In deze zaak heeft de Rechtbank Den Haag op 22 augustus 2024 uitspraak gedaan in een bestuursrechtelijke procedure betreffende de maatregel van bewaring opgelegd aan eiser door de minister van Asiel en Migratie. Eiser, vertegenwoordigd door zijn gemachtigde mr. H. Palanciyan, had beroep ingesteld tegen het besluit van 28 juli 2024, waarbij de minister de maatregel van bewaring op grond van artikel 59a van de Vreemdelingenwet 2000 had opgelegd. De minister heeft deze maatregel op 14 augustus 2024 opgeheven, wat de rechtbank noopte om te beoordelen of eiser recht heeft op schadevergoeding voor de onrechtmatige vrijheidsontneming.
De rechtbank heeft vastgesteld dat de bewaring onrechtmatig was, omdat de minister onvoldoende had gemotiveerd waarom een lichter middel niet kon worden toegepast. Eiser verbleef al in een vrijheidsbeperkende locatie en had tot aan zijn gedwongen overdracht meegewerkt. De rechtbank concludeert dat de minister niet voldoende heeft aangetoond dat de inbewaringstelling noodzakelijk was, en dat de maatregel van bewaring een uiterst middel is dat met terughoudendheid moet worden toegepast.

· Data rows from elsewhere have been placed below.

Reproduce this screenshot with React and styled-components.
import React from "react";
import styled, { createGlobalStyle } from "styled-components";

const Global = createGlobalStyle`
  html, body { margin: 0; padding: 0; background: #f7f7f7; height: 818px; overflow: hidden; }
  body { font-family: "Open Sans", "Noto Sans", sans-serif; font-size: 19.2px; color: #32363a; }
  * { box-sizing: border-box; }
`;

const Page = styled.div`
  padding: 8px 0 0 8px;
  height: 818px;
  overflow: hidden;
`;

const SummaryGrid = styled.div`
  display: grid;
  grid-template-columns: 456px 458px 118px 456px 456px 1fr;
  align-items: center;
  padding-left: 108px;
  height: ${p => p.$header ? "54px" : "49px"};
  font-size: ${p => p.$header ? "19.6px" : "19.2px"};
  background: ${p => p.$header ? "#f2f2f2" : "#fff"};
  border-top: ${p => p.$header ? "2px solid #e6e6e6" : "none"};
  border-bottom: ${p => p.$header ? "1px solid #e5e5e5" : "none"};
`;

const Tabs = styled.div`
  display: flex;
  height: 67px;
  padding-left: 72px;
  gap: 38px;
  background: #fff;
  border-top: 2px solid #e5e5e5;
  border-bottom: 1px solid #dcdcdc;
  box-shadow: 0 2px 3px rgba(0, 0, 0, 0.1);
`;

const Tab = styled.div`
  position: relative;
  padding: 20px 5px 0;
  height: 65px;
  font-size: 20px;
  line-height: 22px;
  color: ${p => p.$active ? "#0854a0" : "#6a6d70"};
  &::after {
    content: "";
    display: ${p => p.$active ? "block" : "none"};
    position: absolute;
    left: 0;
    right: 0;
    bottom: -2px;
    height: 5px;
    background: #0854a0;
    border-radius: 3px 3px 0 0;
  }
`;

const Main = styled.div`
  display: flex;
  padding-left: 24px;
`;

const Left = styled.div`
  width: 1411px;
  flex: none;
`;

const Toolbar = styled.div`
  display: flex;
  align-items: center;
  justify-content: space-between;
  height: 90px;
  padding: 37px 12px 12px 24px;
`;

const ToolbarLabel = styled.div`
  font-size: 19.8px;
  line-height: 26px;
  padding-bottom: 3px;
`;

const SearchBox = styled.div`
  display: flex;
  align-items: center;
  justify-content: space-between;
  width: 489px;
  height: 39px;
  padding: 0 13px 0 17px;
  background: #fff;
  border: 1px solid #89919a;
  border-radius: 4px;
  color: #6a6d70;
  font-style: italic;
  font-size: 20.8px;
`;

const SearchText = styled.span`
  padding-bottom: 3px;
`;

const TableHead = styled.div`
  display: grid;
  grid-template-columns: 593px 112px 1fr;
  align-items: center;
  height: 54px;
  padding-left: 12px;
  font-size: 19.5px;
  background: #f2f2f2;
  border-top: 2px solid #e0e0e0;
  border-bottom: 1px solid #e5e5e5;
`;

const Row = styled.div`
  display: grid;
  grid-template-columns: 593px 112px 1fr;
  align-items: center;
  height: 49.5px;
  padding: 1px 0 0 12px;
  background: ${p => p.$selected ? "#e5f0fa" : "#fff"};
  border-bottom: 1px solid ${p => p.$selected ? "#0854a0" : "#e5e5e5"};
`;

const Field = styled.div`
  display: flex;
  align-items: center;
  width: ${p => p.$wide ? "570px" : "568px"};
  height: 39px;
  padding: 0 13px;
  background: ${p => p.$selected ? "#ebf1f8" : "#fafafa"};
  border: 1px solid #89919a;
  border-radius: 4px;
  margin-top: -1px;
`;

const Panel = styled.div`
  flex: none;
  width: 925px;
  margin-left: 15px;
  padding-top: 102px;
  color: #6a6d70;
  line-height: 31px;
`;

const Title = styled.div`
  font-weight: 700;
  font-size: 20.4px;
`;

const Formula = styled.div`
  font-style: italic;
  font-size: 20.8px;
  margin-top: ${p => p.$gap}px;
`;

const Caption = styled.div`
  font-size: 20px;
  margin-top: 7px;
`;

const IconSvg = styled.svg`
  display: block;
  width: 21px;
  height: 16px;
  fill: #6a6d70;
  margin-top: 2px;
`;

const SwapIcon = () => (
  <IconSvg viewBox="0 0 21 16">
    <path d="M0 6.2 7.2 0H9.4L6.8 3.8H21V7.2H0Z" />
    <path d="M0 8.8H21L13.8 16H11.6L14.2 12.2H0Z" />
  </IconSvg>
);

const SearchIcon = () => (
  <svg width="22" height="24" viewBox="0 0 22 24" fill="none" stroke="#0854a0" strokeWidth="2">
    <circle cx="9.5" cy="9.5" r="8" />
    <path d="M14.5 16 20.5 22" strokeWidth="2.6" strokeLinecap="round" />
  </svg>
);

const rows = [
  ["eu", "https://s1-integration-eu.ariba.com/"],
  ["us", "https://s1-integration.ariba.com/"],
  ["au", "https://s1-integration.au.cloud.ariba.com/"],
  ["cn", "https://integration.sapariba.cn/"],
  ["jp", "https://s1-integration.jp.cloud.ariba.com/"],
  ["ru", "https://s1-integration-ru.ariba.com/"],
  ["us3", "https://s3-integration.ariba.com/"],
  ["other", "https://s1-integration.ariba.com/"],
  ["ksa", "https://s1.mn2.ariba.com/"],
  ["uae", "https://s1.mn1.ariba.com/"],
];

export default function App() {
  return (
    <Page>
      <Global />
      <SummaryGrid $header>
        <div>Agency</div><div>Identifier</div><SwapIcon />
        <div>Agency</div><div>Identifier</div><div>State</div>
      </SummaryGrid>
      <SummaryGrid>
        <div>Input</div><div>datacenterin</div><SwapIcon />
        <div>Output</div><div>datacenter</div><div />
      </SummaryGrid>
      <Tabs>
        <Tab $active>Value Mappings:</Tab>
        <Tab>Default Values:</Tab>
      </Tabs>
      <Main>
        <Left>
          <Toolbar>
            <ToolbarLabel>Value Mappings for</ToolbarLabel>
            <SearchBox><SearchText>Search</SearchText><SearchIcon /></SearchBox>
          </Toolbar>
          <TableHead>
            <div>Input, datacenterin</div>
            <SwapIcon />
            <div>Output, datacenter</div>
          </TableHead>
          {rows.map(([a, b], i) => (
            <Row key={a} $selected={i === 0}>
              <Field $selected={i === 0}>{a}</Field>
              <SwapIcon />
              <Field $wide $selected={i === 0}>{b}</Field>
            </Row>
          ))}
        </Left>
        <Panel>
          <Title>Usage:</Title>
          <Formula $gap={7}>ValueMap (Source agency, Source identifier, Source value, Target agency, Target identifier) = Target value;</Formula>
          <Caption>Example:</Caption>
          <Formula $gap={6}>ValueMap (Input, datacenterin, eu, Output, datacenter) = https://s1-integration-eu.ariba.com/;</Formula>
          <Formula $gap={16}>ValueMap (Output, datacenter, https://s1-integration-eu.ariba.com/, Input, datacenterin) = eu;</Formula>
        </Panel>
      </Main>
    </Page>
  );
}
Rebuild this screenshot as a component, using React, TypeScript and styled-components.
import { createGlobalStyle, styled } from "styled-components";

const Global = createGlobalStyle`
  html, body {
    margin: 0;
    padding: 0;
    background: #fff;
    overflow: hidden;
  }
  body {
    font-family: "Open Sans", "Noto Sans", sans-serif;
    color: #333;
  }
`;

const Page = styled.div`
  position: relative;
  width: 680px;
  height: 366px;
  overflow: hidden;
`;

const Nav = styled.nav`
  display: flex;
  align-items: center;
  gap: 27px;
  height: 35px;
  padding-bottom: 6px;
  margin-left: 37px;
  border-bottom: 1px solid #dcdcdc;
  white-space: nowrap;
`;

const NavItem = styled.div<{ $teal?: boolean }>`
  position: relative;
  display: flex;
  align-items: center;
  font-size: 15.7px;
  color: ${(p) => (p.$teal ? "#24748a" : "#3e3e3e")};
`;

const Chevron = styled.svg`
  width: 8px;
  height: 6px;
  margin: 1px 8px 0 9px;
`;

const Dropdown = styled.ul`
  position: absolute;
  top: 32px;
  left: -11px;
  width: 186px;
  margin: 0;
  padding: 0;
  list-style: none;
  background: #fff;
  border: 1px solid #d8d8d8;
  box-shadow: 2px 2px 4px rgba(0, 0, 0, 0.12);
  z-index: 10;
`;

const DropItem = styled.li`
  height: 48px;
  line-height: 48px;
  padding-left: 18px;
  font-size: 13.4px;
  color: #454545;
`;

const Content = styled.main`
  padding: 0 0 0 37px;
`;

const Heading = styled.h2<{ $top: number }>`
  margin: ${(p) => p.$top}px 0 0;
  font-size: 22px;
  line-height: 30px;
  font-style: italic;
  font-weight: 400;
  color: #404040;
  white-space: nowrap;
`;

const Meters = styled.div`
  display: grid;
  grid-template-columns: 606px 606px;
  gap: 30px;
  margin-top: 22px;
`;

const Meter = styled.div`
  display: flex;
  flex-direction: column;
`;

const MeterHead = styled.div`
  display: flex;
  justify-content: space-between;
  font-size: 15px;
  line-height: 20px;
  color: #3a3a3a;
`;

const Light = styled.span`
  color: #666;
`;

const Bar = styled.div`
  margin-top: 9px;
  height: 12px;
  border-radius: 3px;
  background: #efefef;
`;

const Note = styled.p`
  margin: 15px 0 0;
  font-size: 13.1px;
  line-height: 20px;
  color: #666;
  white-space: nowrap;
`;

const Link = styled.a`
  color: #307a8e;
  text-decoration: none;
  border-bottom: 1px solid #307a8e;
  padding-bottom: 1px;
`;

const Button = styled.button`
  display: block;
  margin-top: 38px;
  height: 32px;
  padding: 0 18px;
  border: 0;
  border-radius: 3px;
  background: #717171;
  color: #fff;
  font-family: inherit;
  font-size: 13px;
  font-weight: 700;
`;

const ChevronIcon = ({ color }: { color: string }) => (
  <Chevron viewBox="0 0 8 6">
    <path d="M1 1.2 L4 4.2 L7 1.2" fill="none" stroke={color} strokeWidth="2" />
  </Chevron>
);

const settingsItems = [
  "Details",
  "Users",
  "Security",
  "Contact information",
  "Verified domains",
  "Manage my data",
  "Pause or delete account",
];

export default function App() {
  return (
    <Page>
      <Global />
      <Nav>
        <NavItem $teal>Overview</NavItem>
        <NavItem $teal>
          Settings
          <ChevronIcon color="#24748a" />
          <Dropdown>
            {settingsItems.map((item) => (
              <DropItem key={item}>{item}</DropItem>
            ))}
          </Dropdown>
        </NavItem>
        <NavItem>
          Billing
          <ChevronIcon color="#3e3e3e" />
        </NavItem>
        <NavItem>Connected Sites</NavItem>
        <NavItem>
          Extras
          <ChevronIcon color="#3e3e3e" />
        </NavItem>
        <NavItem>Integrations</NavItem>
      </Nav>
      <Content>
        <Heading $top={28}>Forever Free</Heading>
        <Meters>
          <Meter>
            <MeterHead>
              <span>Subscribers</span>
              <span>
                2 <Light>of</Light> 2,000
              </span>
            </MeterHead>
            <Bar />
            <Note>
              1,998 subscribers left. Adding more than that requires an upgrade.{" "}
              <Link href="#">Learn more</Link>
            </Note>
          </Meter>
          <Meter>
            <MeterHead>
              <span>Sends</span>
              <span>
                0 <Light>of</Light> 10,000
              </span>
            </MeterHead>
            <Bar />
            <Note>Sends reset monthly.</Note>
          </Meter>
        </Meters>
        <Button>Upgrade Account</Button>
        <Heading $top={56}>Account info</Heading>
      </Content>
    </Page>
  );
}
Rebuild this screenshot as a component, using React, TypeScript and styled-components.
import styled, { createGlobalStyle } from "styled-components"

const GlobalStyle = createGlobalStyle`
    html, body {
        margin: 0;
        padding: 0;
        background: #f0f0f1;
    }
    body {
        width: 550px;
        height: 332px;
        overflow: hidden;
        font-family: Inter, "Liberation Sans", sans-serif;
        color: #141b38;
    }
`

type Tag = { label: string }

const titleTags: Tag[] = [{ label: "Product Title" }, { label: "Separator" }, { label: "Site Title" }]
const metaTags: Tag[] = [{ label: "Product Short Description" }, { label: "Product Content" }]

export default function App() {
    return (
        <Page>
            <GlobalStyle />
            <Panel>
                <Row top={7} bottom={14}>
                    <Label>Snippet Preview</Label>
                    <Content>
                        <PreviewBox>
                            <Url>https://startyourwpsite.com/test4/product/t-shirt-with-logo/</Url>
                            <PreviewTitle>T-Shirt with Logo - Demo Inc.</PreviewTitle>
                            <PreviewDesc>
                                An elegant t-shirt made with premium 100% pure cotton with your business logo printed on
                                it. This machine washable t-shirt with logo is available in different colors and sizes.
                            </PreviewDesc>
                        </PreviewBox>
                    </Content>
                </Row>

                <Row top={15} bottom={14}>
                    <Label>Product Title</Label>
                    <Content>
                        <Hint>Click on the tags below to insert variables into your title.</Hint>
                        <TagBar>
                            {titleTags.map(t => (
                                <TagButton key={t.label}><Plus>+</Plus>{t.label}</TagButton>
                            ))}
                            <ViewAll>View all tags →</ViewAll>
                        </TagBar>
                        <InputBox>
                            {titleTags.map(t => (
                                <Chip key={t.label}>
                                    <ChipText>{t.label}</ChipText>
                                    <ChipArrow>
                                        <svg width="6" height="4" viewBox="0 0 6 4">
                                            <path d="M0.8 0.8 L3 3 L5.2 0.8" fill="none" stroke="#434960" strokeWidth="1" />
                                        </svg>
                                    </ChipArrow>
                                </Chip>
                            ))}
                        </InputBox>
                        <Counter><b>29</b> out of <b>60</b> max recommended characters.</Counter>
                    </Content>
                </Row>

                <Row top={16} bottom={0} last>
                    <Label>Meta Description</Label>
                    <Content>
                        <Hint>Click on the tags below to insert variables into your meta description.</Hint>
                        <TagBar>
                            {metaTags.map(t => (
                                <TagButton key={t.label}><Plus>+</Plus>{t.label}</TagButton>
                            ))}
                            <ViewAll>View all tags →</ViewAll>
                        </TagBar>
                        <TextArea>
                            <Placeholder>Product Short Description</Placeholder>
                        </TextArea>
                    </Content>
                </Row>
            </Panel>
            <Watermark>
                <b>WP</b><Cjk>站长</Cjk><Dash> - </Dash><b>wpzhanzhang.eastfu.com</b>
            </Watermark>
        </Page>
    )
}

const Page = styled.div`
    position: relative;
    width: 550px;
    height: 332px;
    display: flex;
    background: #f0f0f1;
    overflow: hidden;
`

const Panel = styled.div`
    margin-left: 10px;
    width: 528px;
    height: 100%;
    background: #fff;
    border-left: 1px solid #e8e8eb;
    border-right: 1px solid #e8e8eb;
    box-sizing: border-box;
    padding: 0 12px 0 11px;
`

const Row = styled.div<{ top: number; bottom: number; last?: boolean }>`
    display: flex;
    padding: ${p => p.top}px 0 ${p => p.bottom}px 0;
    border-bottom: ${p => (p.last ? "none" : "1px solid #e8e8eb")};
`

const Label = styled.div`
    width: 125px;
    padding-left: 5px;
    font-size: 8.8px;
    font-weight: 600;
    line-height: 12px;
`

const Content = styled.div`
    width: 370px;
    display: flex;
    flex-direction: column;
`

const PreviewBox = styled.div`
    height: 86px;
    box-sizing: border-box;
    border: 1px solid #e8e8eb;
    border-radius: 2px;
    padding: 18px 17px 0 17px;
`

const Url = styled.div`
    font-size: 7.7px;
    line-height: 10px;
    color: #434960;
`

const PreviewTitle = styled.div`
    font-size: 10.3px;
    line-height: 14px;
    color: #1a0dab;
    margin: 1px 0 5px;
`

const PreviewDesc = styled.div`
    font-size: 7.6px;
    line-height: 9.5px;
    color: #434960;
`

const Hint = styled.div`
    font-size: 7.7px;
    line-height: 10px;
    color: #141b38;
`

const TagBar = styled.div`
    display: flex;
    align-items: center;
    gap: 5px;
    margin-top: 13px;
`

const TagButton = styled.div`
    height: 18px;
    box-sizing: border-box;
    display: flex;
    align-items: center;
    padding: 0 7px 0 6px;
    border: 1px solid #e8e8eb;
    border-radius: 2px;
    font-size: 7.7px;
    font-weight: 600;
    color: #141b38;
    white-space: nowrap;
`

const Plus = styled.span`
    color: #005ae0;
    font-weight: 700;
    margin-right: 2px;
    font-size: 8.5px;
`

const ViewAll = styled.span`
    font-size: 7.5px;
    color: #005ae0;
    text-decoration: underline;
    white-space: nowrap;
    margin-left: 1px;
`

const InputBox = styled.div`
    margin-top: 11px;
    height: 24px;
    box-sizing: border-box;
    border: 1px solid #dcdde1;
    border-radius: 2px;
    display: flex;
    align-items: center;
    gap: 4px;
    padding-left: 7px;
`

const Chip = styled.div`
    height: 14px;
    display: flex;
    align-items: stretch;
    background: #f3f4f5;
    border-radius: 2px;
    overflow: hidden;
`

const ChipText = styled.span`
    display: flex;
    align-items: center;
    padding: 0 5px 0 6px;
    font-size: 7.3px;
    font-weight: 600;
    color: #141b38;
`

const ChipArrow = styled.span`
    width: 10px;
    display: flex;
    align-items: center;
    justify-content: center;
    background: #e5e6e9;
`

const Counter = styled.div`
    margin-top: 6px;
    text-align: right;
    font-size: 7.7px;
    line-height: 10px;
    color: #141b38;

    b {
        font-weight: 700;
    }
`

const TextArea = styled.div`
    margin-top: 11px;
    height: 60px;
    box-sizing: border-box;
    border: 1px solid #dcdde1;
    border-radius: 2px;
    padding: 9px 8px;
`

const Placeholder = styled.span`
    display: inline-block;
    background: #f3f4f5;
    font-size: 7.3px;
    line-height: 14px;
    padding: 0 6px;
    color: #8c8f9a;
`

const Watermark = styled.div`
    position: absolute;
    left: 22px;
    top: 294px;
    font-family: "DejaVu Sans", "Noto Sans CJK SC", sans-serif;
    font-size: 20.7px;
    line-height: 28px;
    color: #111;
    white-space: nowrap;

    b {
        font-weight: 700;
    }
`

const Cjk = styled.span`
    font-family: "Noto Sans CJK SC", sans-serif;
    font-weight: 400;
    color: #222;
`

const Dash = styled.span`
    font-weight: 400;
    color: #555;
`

Als gevolg hiervan heeft de rechtbank het beroep gegrond verklaard en eiser een schadevergoeding toegekend van € 1.730,- voor 17 dagen onrechtmatige vrijheidsontneming. Daarnaast is de minister veroordeeld tot het betalen van de proceskosten van eiser, vastgesteld op € 1.750,-. De uitspraak is openbaar gemaakt en partijen zijn geïnformeerd over de mogelijkheid om in beroep te gaan bij de Afdeling bestuursrechtspraak van de Raad van State.